Thank you to those who replied with such humorous comments to my earlier missive on Burma. Just to clarify I was very much an observer on the trip and had no specific duties, much less any kind of responsibility for any kind of organisation!! Thus explains the length of time before my reported mutiny. Anyway on with the tale. . . .
My fellow travellers were a rather eclectic mix of elephant adventurers. We were led by Asian hero of 2005 and world renowned elephant saviour Lek Chailert. She was backed up her two key lieutenants. The first was jungle expert, Karen speaking, Thai Boxing Champion, driving expert Chom. He was on his first ever visit out of Thailand and kept being mistaken as Burmese. Not being used to being the foreigner he responded with a blank _expression akin to a deaf mute confusing even greater confusion. The second member of her inner circle was Jeff a former Canadian ice dancing champion (useful skill in the jungle) and environmental engineerAussie couple Kate and Ed had journalistic and filming responsibilities and joining me on purely observational duties was American Laura. On the night following the doomed ‘Operation White Elephant’ the team was in the bar drinking heavily when our incompetent guide, Pitiful Pete came in with good news.

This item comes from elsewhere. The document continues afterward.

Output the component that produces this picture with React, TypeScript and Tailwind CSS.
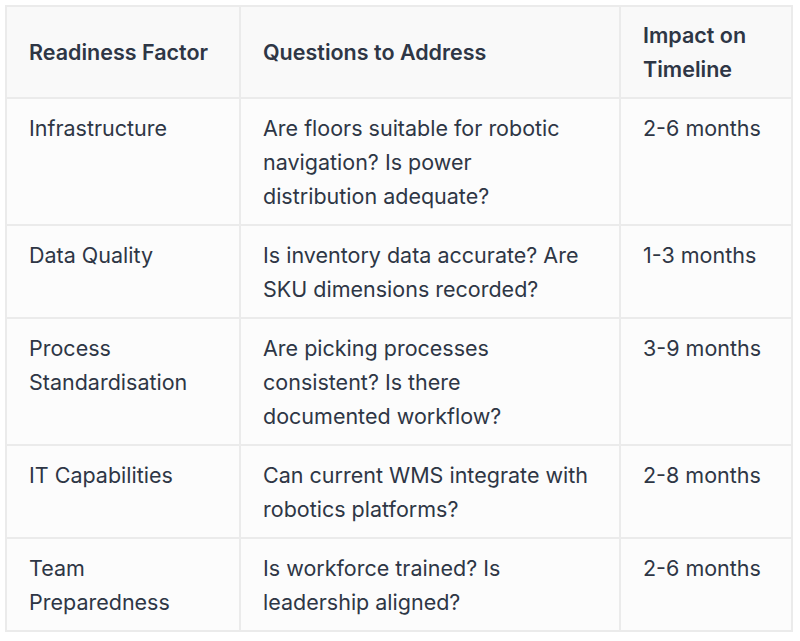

He had found two vehicles and drivers prepared to take us into the jungle the following day. Commander Lek went out to inspect the machines and pronounced herself satisfiedthat they were acceptable.
Pitiful then joined us in the bar for a briefing.
‘We need to be early’, he told us earnestly. ‘Then we will be able to visit the elephant trap and we may get to see wild elephants of which there are many’.
This all sounded very promising. However knowing the propensity of people in that part of Asia to be a little careless with time keeping and not wanting to get up at sparrow’s fart without good reason I double checked.
‘Oh no’, he assured me, ‘6 a.m. guaranteed’.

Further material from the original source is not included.